Problem description:
Show each line from the listing that includes the word "with".

Data rows:
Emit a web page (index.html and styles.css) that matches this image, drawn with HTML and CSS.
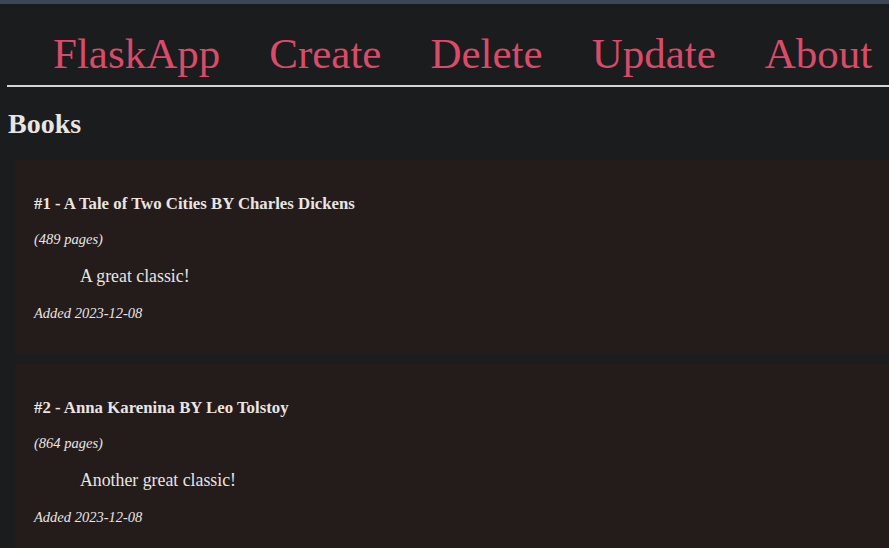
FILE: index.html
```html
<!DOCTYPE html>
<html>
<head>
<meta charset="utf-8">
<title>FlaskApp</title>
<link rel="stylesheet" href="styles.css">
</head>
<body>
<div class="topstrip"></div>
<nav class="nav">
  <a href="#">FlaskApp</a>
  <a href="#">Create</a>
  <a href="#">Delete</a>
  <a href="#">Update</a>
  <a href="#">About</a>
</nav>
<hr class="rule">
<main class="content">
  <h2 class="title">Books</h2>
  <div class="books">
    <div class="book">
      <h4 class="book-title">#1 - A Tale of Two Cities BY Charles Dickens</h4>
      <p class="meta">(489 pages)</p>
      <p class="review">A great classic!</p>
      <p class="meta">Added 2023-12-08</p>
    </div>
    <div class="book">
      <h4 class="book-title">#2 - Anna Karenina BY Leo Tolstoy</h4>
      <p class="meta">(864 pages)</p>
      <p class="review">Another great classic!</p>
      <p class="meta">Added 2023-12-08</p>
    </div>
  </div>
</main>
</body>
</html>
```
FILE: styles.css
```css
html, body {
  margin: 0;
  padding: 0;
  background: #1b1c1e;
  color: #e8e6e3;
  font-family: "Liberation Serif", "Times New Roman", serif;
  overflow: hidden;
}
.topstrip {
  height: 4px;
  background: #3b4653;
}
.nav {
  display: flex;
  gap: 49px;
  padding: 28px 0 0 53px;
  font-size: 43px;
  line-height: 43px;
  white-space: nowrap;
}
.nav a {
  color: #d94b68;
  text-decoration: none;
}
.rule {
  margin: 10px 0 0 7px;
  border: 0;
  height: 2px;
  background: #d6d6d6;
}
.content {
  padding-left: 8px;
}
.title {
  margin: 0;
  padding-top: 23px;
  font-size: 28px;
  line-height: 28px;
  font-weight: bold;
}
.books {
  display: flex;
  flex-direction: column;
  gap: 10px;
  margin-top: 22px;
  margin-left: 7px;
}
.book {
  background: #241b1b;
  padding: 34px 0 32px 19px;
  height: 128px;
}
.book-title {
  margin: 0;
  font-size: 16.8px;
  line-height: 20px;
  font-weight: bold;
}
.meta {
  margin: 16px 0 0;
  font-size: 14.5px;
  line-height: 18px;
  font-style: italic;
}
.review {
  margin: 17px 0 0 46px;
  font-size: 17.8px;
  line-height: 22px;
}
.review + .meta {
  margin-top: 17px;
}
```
--
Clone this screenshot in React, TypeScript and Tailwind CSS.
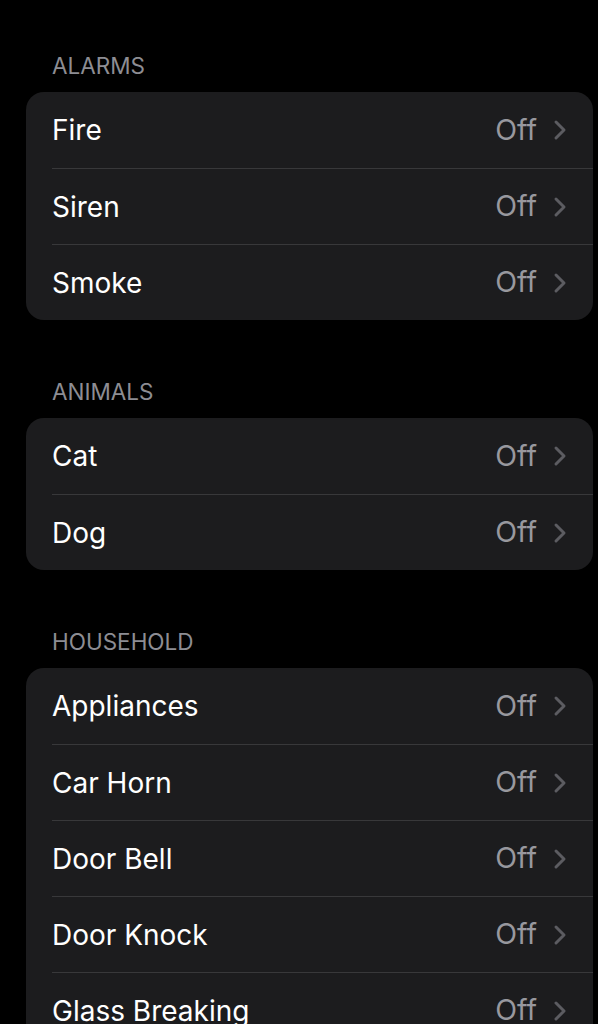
---
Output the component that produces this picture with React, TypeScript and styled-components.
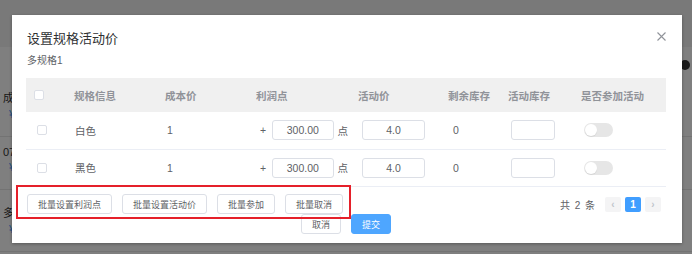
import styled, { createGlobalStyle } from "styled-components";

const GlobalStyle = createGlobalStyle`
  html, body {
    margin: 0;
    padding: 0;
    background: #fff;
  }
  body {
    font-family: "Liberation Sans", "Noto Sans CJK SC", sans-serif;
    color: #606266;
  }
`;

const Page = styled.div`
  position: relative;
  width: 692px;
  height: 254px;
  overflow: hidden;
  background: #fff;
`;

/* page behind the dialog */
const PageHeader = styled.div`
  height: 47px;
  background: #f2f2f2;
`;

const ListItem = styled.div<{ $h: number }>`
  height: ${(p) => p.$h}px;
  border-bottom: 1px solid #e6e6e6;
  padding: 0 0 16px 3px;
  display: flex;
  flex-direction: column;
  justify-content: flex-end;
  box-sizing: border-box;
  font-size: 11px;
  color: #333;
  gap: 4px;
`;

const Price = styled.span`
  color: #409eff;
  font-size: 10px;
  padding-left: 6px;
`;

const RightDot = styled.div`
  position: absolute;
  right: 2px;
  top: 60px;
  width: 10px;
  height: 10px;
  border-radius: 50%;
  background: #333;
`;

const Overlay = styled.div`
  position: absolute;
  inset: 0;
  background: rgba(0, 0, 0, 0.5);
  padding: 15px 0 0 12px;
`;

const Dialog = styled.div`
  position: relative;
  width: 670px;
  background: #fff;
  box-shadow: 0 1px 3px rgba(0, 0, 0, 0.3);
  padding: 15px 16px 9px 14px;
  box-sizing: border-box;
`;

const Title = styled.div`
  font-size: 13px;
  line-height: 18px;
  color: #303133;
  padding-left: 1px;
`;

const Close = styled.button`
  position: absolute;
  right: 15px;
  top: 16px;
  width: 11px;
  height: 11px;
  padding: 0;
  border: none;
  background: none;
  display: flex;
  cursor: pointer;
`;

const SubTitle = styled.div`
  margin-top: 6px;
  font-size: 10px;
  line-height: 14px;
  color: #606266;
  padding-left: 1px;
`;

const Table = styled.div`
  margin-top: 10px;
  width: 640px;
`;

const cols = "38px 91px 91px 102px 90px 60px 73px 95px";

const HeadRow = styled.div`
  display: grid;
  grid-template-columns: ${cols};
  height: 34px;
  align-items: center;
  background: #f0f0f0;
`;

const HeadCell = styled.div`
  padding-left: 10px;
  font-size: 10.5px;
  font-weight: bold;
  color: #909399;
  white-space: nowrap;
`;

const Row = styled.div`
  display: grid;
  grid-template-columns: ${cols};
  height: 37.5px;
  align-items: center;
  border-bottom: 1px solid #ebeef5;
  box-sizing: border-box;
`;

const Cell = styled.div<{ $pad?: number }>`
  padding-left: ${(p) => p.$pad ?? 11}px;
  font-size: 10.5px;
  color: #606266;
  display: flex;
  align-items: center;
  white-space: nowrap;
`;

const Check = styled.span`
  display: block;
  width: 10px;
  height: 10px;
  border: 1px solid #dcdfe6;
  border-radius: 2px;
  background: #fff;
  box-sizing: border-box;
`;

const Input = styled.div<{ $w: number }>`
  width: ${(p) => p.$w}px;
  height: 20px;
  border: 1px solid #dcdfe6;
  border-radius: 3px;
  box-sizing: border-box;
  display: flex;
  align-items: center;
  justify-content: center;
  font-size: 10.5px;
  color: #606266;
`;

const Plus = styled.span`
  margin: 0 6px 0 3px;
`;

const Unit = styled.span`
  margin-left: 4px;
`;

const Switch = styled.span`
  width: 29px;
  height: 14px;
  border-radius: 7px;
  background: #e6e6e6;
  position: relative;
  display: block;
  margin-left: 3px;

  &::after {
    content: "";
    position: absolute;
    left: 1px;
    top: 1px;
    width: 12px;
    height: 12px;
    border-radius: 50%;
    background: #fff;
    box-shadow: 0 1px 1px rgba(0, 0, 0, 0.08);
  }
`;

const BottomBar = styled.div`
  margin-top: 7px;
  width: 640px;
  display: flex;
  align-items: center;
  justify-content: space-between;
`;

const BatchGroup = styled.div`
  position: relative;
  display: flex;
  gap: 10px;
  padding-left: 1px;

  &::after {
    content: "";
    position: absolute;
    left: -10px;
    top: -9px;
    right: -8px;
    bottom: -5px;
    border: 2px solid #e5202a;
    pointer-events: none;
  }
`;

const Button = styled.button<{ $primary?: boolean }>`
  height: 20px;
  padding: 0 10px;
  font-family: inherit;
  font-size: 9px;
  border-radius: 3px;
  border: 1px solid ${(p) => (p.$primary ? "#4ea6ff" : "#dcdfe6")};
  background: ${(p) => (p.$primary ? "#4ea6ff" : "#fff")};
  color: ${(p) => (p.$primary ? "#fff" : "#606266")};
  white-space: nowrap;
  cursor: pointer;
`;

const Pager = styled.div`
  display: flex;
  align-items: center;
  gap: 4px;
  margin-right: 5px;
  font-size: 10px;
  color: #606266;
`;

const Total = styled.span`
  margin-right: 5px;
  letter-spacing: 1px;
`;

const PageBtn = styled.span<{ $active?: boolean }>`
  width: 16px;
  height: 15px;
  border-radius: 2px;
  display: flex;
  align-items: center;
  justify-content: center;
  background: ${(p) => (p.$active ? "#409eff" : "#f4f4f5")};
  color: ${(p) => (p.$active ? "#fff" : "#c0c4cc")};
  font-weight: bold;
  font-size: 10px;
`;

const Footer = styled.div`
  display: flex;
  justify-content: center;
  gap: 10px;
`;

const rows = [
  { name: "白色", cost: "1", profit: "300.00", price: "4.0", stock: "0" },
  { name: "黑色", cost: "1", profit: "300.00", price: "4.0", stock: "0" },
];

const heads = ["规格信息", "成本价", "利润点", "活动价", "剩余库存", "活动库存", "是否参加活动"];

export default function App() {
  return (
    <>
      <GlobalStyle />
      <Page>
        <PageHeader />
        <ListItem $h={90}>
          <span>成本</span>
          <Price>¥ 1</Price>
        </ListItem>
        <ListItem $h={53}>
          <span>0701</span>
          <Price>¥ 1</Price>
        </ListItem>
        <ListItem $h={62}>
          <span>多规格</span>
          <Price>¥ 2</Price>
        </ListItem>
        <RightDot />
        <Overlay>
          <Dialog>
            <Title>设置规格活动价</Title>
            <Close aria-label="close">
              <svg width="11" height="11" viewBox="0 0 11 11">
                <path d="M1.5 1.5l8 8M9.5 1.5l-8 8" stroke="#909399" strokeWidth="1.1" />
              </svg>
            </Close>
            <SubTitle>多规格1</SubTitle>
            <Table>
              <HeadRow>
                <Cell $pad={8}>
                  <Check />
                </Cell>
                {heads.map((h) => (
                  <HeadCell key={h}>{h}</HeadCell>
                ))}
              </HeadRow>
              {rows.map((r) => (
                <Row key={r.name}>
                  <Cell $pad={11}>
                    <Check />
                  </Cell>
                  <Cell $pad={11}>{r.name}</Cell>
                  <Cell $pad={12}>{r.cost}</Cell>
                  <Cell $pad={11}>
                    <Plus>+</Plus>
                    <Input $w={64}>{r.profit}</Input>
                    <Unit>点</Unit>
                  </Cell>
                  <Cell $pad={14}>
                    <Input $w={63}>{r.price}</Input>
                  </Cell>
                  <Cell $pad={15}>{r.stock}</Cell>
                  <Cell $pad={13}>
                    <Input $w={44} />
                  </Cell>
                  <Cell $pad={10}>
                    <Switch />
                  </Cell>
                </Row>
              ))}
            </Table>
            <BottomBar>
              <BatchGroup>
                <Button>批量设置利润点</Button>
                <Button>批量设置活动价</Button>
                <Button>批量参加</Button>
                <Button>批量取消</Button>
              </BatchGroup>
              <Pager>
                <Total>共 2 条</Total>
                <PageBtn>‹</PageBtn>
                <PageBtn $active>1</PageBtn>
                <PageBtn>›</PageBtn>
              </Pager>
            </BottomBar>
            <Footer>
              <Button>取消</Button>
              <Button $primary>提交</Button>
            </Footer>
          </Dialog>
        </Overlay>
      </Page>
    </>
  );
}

Exercise answer:
Emit a web page (index.html and styles.css) that matches this image, drawn with HTML and CSS.
Output the component that produces this picture with React, TypeScript and styled-components.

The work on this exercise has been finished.